China's fleet of electric cars is now the third largest in the world, just behind Japan which saw a relatively slow yet still impressive 45 per cent growth rate last year, contributing to an annual global growth rate of 76 per cent.
In June 2015, the Renault-Nissan Alliance announced it had passed the milestone of 250,000 electric vehicles sold across the globe, with figures from renewables industry analyst the Centre for Solar Energy and Hydrogen Research Baden-Württemberg (ZSW) adding further support to this.
It found that around 320,000 new electric vehicles were registered around the world in 2014, accounting for 43 per cent of all electric vehicles currently on the road, indicating that manufacturers are unwilling to rest on their laurels.
Despite this, there are still many barriers to the widespread adoption of all-electric vehicles; something that car makers are well aware of, and taking steps to eliminate in the coming years.

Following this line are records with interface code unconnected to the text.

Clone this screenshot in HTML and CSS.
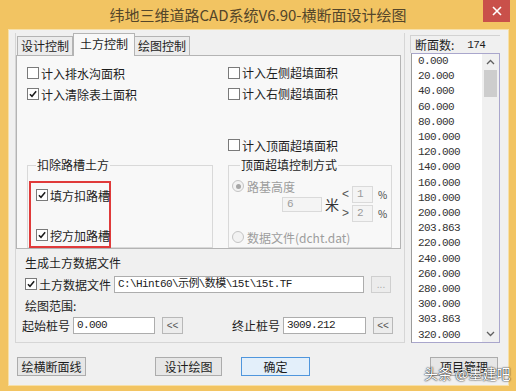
FILE: index.html
```html
<!DOCTYPE html>
<html lang="zh-CN">
<head>
  <meta charset="UTF-8">
  <meta name="viewport" content="width=device-width, initial-scale=1.0">
  <title>横断面设计绘图</title>

  <link rel="stylesheet" href="styles.css">
</head>
<body>
  <div class="window">
    <div class="titlebar">
      <span></span>
      <h1 class="title">纬地三维道路CAD系统V6.90-横断面设计绘图</h1>
      <span class="close">
        <svg width="10" height="10" viewBox="0 0 10 10"><path d="M1 1 L9 9 M9 1 L1 9" stroke="#fff" stroke-width="1.6"/></svg>
      </span>
    </div>

    <div class="client">
      <div class="main">
        <div class="left">
          <div class="tabs">
            <span class="tab">设计控制</span>
            <span class="tab active">土方控制</span>
            <span class="tab">绘图控制</span>
          </div>

          <div class="panel">
            <div class="checks">
              <div class="col col-left">
                <label class="chk"><span class="box"></span>计入排水沟面积</label>
                <label class="chk"><span class="box"><svg viewBox="0 0 12 12"><path d="M2.3 6.2 L4.8 8.8 L9.8 2.8" fill="none" stroke="#1b1b1b" stroke-width="1.8"/></svg></span>计入清除表土面积</label>
              </div>
              <div class="col">
                <label class="chk"><span class="box"></span>计入左侧超填面积</label>
                <label class="chk"><span class="box"></span>计入右侧超填面积</label>
                <label class="chk chk-far"><span class="box"></span>计入顶面超填面积</label>
              </div>
            </div>

            <div class="groups">
              <fieldset class="group group-trench">
                <legend>扣除路槽土方</legend>
                <div class="mark">
                  <label class="chk"><span class="box"><svg viewBox="0 0 12 12"><path d="M2.3 6.2 L4.8 8.8 L9.8 2.8" fill="none" stroke="#1b1b1b" stroke-width="1.8"/></svg></span>填方扣路槽</label>
                  <label class="chk chk-low"><span class="box"><svg viewBox="0 0 12 12"><path d="M2.3 6.2 L4.8 8.8 L9.8 2.8" fill="none" stroke="#1b1b1b" stroke-width="1.8"/></svg></span>挖方加路槽</label>
                </div>
              </fieldset>

              <fieldset class="group group-top">
                <legend>顶面超填控制方式</legend>
                <div class="height-grid">
                  <label class="radio radio-height"><span class="dot on"></span>路基高度</label>
                  <span class="field field-m">6</span>
                  <span class="unit">米</span>
                  <span class="arrow arrow-up">&lt;</span>
                  <span class="field field-pct field-up">1</span>
                  <span class="pct pct-up">%</span>
                  <span class="arrow arrow-down">&gt;</span>
                  <span class="field field-pct field-down">2</span>
                  <span class="pct pct-down">%</span>
                </div>
                <label class="radio radio-file"><span class="dot"></span>数据文件(dcht.dat)</label>
              </fieldset>
            </div>
          </div>

          <div class="output">
            <div class="caption">生成土方数据文件</div>
            <div class="row row-file">
              <label class="chk"><span class="box"><svg viewBox="0 0 12 12"><path d="M2.3 6.2 L4.8 8.8 L9.8 2.8" fill="none" stroke="#1b1b1b" stroke-width="1.8"/></svg></span>土方数据文件</label>
              <span class="input input-path mono">C:\Hint60\示例\数模\15t\15t.TF</span>
              <span class="mini disabled">...</span>
            </div>
            <div class="caption caption-range">绘图范围:</div>
            <div class="row row-range">
              <span class="text">起始桩号</span>
              <span class="input input-start mono">0.000</span>
              <span class="mini">&lt;&lt;</span>
              <span class="text text-end">终止桩号</span>
              <span class="input input-end mono">3009.212</span>
              <span class="mini mini-end">&lt;&lt;</span>
            </div>
          </div>
        </div>

        <div class="right">
          <div class="count"><span>断面数:</span><span class="mono">174</span></div>
          <div class="list">
            <ul class="items mono">
              <li>0.000</li>
              <li>20.000</li>
              <li>40.000</li>
              <li>60.000</li>
              <li>80.000</li>
              <li>100.000</li>
              <li>120.000</li>
              <li>140.000</li>
              <li>160.000</li>
              <li>180.000</li>
              <li>200.000</li>
              <li>203.863</li>
              <li>220.000</li>
              <li>240.000</li>
              <li>260.000</li>
              <li>280.000</li>
              <li>300.000</li>
              <li>303.863</li>
              <li>320.000</li>
            </ul>
            <div class="scrollbar">
              <span class="sb-btn"><svg width="9" height="6" viewBox="0 0 9 6"><path d="M1 5 L4.5 1.5 L8 5" fill="none" stroke="#606060" stroke-width="1.3"/></svg></span>
              <span class="sb-thumb"></span>
              <span class="sb-track"></span>
              <span class="sb-btn"><svg width="9" height="6" viewBox="0 0 9 6"><path d="M1 1 L4.5 4.5 L8 1" fill="none" stroke="#606060" stroke-width="1.3"/></svg></span>
            </div>
          </div>
        </div>
      </div>

      <div class="buttons">
        <span class="btn btn-draw">绘横断面线</span>
        <span class="btn btn-design">设计绘图</span>
        <span class="btn btn-ok">确定</span>
        <span class="btn btn-project">项目管理</span>
      </div>
    </div>

    <div class="watermark">头条 @墨建吧</div>
  </div>
</body>
</html>
```

FILE: styles.css
```css
* {
  box-sizing: border-box;
  padding: 0;
  margin: 0;
}

body {
  width: 516px;
  height: 391px;
  overflow: hidden;
  background-color: #f2c462;
  font-family: 'Noto Sans CJK SC', 'Liberation Sans', sans-serif;
  font-size: 12px;
  color: #1d1d1d;
}

.mono {
  font-family: 'Liberation Mono', 'Noto Sans CJK SC', monospace;
  font-size: 11px;
  letter-spacing: -0.6px;
}

.window {
  position: relative;
  width: 516px;
  height: 391px;
  display: flex;
  flex-direction: column;
}

/* title bar */

.titlebar {
  height: 30px;
  display: grid;
  grid-template-columns: 1fr auto 1fr;
}

.title {
  font-size: 15px;
  font-weight: normal;
  line-height: 30px;
  color: #54462a;
}

.close {
  justify-self: end;
  width: 27px;
  height: 22px;
  margin-right: 6px;
  background-color: #c9504a;
  display: flex;
  align-items: center;
  justify-content: center;
}

/* client area */

.client {
  height: 355px;
  margin: 0 8px 0 9px;
  background-color: #f0f0f0;
  box-shadow: 0 0 0 1px #f7e0a8;
  display: flex;
  flex-direction: column;
}

.main {
  display: flex;
  padding: 3px 0 0 6px;
}

.left {
  width: 390px;
  height: 310px;
  border: 1px solid #d6d6d6;
  border-top: none;
}

.tabs {
  height: 22px;
  display: flex;
  align-items: flex-end;
  padding-left: 1px;
}

.tab {
  height: 19px;
  padding-top: 1px;
  text-align: center;
  border: 1px solid #b4b4b4;
  border-bottom: none;
  background-color: #ececec;
  line-height: 16px;
}

.tab:nth-child(1) {
  width: 56px;
}

.tab:nth-child(3) {
  width: 55px;
  border-left: none;
}

.tab.active {
  width: 62px;
  height: 23px;
  margin-bottom: -1px;
  background-color: #f8f8f8;
  line-height: 18px;
  position: relative;
}

.panel {
  width: 385px;
  height: 194px;
  border: 1px solid #b4b4b4;
  background-color: #f8f8f8;
  padding: 7px 0 0 10px;
}

.checks {
  display: flex;
  height: 92px;
}

.col {
  display: flex;
  flex-direction: column;
  gap: 1px;
}

.col-left {
  width: 201px;
}

.chk {
  height: 20px;
  display: flex;
  align-items: center;
  gap: 2px;
  white-space: nowrap;
}

.chk-far {
  margin-top: 31px;
}

.box {
  width: 12px;
  height: 12px;
  border: 1px solid #7a7a7a;
  background-color: #fff;
  display: flex;
}

.box svg {
  width: 10px;
  height: 10px;
}

.groups {
  display: flex;
  gap: 15px;
  margin-top: 3px;
}

.group {
  height: 90px;
  border: 1px solid #d9d9d9;
  padding: 0;
}

.group legend {
  margin-left: 8px;
  padding: 0 1px;
  line-height: 14px;
}

.group-trench {
  width: 186px;
}

.group-top {
  width: 164px;
  padding-left: 3px;
}

.mark {
  width: 82px;
  height: 67px;
  margin: 9px 0 0 1px;
  border: 2px solid #e03a3a;
  padding: 2px 0 0 5px;
}

.chk-low {
  margin-top: 20px;
}

/* disabled height controls */

.height-grid {
  margin-top: 8px;
  display: grid;
  grid-template-columns: 50px 40px 20px 10px 21px auto;
  grid-template-rows: 23px 19px;
  color: #9b9b9b;
}

.radio {
  display: flex;
  align-items: center;
  gap: 3px;
  height: 12px;
  color: #9d9d9d;
  white-space: nowrap;
}

.radio-height {
  grid-row: 1;
  grid-column: 1 / 4;
  align-self: start;
}

.radio-file {
  margin-top: 9px;
}

.dot {
  width: 12px;
  height: 12px;
  border: 1px solid #c4c4c4;
  border-radius: 50%;
  background-color: #f2f2f2;
  display: flex;
  align-items: center;
  justify-content: center;
}

.dot.on::after {
  content: '';
  width: 5px;
  height: 5px;
  border-radius: 50%;
  background-color: #a6a6a6;
}

.field {
  height: 17px;
  border: 1px solid #dadada;
  background-color: #f4f4f4;
  padding-left: 4px;
  font-family: 'Liberation Mono', monospace;
  font-size: 11px;
  line-height: 15px;
}

.field-m {
  grid-row: 1 / 3;
  grid-column: 2;
  height: 15px;
  line-height: 13px;
  align-self: center;
  margin-top: 6px;
}

.unit {
  grid-row: 1 / 3;
  grid-column: 3;
  align-self: center;
  margin: 6px 0 0 3px;
  font-size: 14px;
  color: #333;
}

.arrow {
  grid-column: 4;
  height: 17px;
  line-height: 17px;
  font-family: 'Liberation Sans', sans-serif;
  font-size: 12px;
  color: #555;
}

.arrow-up,
.field-up,
.pct-up {
  grid-row: 1;
  align-self: end;
}

.arrow-down,
.field-down,
.pct-down {
  grid-row: 2;
  align-self: end;
}

.field-pct {
  grid-column: 5;
}

.pct {
  grid-column: 6;
  padding-left: 5px;
  height: 17px;
  line-height: 17px;
  font-size: 10px;
  color: #444;
}

/* output file + range */

.output {
  padding-top: 7px;
}

.caption {
  line-height: 14px;
  padding-left: 9px;
}

.caption-range {
  margin-top: 6px;
}

.row {
  height: 18px;
  display: flex;
  align-items: center;
}

.row-file {
  margin-top: 5px;
  padding-left: 9px;
}

.row-range {
  margin-top: 3px;
  padding-left: 6px;
}

.input {
  height: 17px;
  border: 1px solid #adadad;
  background-color: #fff;
  padding-left: 3px;
  line-height: 15px;
  color: #222;
  white-space: nowrap;
  overflow: hidden;
}

.input-path {
  width: 250px;
  margin-left: 3px;
}

.input-start {
  width: 82px;
  margin-left: 3px;
}

.input-end {
  width: 83px;
  margin-left: 3px;
}

.text-end {
  margin-left: 49px;
}

.mini {
  width: 21px;
  height: 17px;
  margin-left: 7px;
  border: 1px solid #b8b8b8;
  background-color: #ececec;
  text-align: center;
  font-family: 'Liberation Sans', sans-serif;
  font-size: 10px;
  line-height: 15px;
  color: #555;
}

.mini-end {
  width: 20px;
}

.mini.disabled {
  width: 20px;
  border-color: #cfcfcf;
  color: #aaa;
}

/* section list */

.right {
  margin-left: 2px;
  padding-top: 2px;
  width: 98px;
}

.count {
  height: 18px;
  margin-left: 3px;
  width: 90px;
  border-top: 1px solid #d2d2d2;
  border-left: 1px solid #d2d2d2;
  display: flex;
  align-items: center;
  padding-left: 4px;
  gap: 13px;
}

.list {
  width: 89px;
  height: 290px;
  margin-left: 4px;
  border: 1px solid #a9a6cc;
  border-left-color: #9c9c9c;
  background-color: #fff;
  display: flex;
  justify-content: space-between;
}

.items {
  list-style: none;
  padding-left: 6px;
  line-height: 15.2px;
  color: #333;
}

.scrollbar {
  width: 17px;
  background-color: #f0f0f0;
  display: flex;
  flex-direction: column;
}

.sb-btn {
  height: 16px;
  display: flex;
  align-items: center;
  justify-content: center;
}

.sb-thumb {
  height: 27px;
  margin: 0 2px;
  background-color: #cdcdcd;
}

.sb-track {
  flex: 1;
}

/* bottom buttons */

.buttons {
  display: flex;
  margin-top: 14px;
  padding-left: 8px;
}

.btn {
  height: 19px;
  border: 1px solid #acacac;
  background-color: #e6e6e6;
  text-align: center;
  line-height: 17px;
}

.btn-draw {
  width: 69px;
}

.btn-design {
  width: 67px;
  margin-left: 69px;
}

.btn-ok {
  width: 69px;
  margin-left: 19px;
  border-color: #4f96dd;
  background-color: #e3effa;
}

.btn-project {
  width: 68px;
  margin-left: 120px;
}

.watermark {
  position: absolute;
  left: 424px;
  top: 364px;
  font-size: 14px;
  line-height: 18px;
  color: #fff;
  text-shadow: 0 0 2px #222, 0 0 1px #000;
  white-space: nowrap;
}
```
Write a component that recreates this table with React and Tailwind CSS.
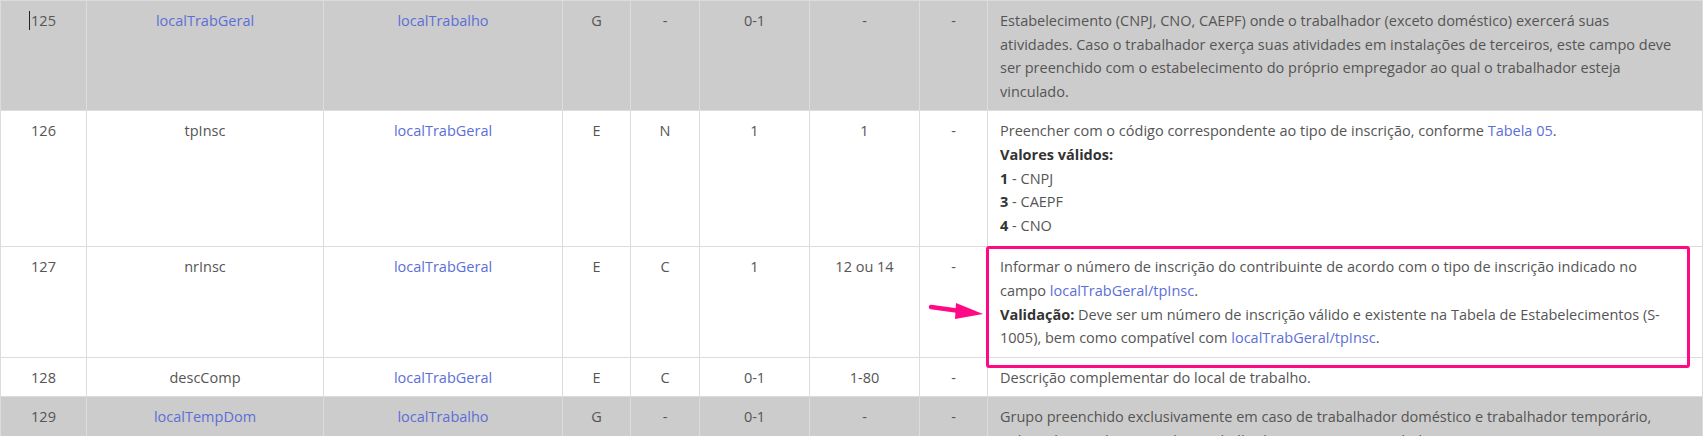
const Link = ({ children }) => (
  <a href="#" className="text-[#5c6fd6] no-underline">{children}</a>
);

const rows = [
  {
    id: '125',
    grey: true,
    cursor: true,
    name: <Link>localTrabGeral</Link>,
    parent: <Link>localTrabalho</Link>,
    tipo: 'G',
    elem: '-',
    ocor: '0-1',
    tam: '-',
    dec: '-',
    desc: (
      <>
        Estabelecimento (CNPJ, CNO, CAEPF) onde o trabalhador (exceto doméstico) exercerá suas<br />
        atividades. Caso o trabalhador exerça suas atividades em instalações de terceiros, este campo deve<br />
        ser preenchido com o estabelecimento do próprio empregador ao qual o trabalhador esteja<br />
        vinculado.
      </>
    ),
  },
  {
    id: '126',
    tall: true,
    name: 'tpInsc',
    parent: <Link>localTrabGeral</Link>,
    tipo: 'E',
    elem: 'N',
    ocor: '1',
    tam: '1',
    dec: '-',
    desc: (
      <>
        Preencher com o código correspondente ao tipo de inscrição, conforme <Link>Tabela 05</Link>.<br />
        <b className="font-bold text-[#333]">Valores válidos:</b><br />
        <b className="font-bold text-[#333]">1</b> - CNPJ<br />
        <b className="font-bold text-[#333]">3</b> - CAEPF<br />
        <b className="font-bold text-[#333]">4</b> - CNO
      </>
    ),
  },
  {
    id: '127',
    name: 'nrInsc',
    parent: <Link>localTrabGeral</Link>,
    tipo: 'E',
    elem: 'C',
    ocor: '1',
    tam: '12 ou 14',
    dec: '-',
    desc: (
      <>
        Informar o número de inscrição do contribuinte de acordo com o tipo de inscrição indicado no<br />
        campo <Link>localTrabGeral/tpInsc</Link>.<br />
        <b className="font-bold text-[#333]">Validação:</b> Deve ser um número de inscrição válido e existente na Tabela de Estabelecimentos (S-<br />
        1005), bem como compatível com <Link>localTrabGeral/tpInsc</Link>.
      </>
    ),
  },
  {
    id: '128',
    name: 'descComp',
    parent: <Link>localTrabGeral</Link>,
    tipo: 'E',
    elem: 'C',
    ocor: '0-1',
    tam: '1-80',
    dec: '-',
    desc: <>Descrição complementar do local de trabalho.</>,
  },
  {
    id: '129',
    grey: true,
    name: <Link>localTempDom</Link>,
    parent: <Link>localTrabalho</Link>,
    tipo: 'G',
    elem: '-',
    ocor: '0-1',
    tam: '-',
    dec: '-',
    desc: (
      <>
        Grupo preenchido exclusivamente em caso de trabalhador doméstico e trabalhador temporário,<br />
        indicando o endereço onde o trabalhador exerce suas atividades.
      </>
    ),
  },
];

export default function App() {
  const cell = 'border border-[#dcdcdc] px-2 pt-2 pb-[7px] align-top text-center';

  return (
    <div className="relative w-[1707px] h-[436px] overflow-hidden bg-white font-['Open_Sans',sans-serif] text-[14.5px] leading-[23.6px] text-[#555]">
      <table className="w-[1703px] border-collapse table-fixed">
        <colgroup>
          <col className="w-[86px]" />
          <col className="w-[237px]" />
          <col className="w-[239px]" />
          <col className="w-[68px]" />
          <col className="w-[69px]" />
          <col className="w-[110px]" />
          <col className="w-[110px]" />
          <col className="w-[68px]" />
          <col />
        </colgroup>
        <tbody>
          {rows.map((r) => (
            <tr key={r.id} className={r.grey ? 'bg-[#cccccc]' : 'bg-white'}>
              <td className={cell}>
                {r.cursor && <span className="inline-block w-px h-[19px] bg-[#222] align-[-4px] -ml-[2px] mr-px" />}
                {r.id}
              </td>
              <td className={cell}>{r.name}</td>
              <td className={cell}>{r.parent}</td>
              <td className={cell}>{r.tipo}</td>
              <td className={cell}>{r.elem}</td>
              <td className={cell}>{r.ocor}</td>
              <td className={cell}>{r.tam}</td>
              <td className={cell}>{r.dec}</td>
              <td className={`border border-[#dcdcdc] pl-3 pr-2 pt-2 align-top text-left whitespace-nowrap ${r.tall ? 'pb-[9px]' : 'pb-[7px]'}`}>
                {r.desc}
              </td>
            </tr>
          ))}
        </tbody>
      </table>

      {/* annotation: highlight box + arrow */}
      <div className="absolute left-[986px] top-[246px] w-[704px] h-[122px] border-[3.5px] border-[#ff0a84] rounded-[3px] pointer-events-none" />
      <svg className="absolute left-[926px] top-[298px]" width="60" height="24" viewBox="0 0 60 24">
        <line x1="5" y1="9" x2="34" y2="13" stroke="#ff0a84" strokeWidth="4.5" strokeLinecap="round" />
        <polygon points="30,5 57,16 29,21" fill="#ff0a84" />
      </svg>
    </div>
  );
}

Electric cars are still relatively expensive, with the majority costing between £18,500 and £25,000 in the UK - even after the government’s plug-in vehicle grant of up to £5,000 is taken into account.
Similarly, the relative infancy of the recharging infrastructure remains a barrier to many potential electric motorists, with many UK drivers struggling to balance the low mileage range of the cars with the dearth of charging points.
In Estonia, fast public charging points on main roads are an average of just 37 miles apart, but the UK and many other nations are nowhere near this frequency at present.
However, shifting trends and legislation should go some way to helping solve some of the issues hampering all-electric vehicle manufacturers and their customers alike.
Renault believes that most customers require a practical range of around 300km [190 miles], which should be reached soon, without the need to spend a small fortune (like Tesla Model S drivers do, being able to travel 300 miles between charges but paying £70,000 upfront for the privilege).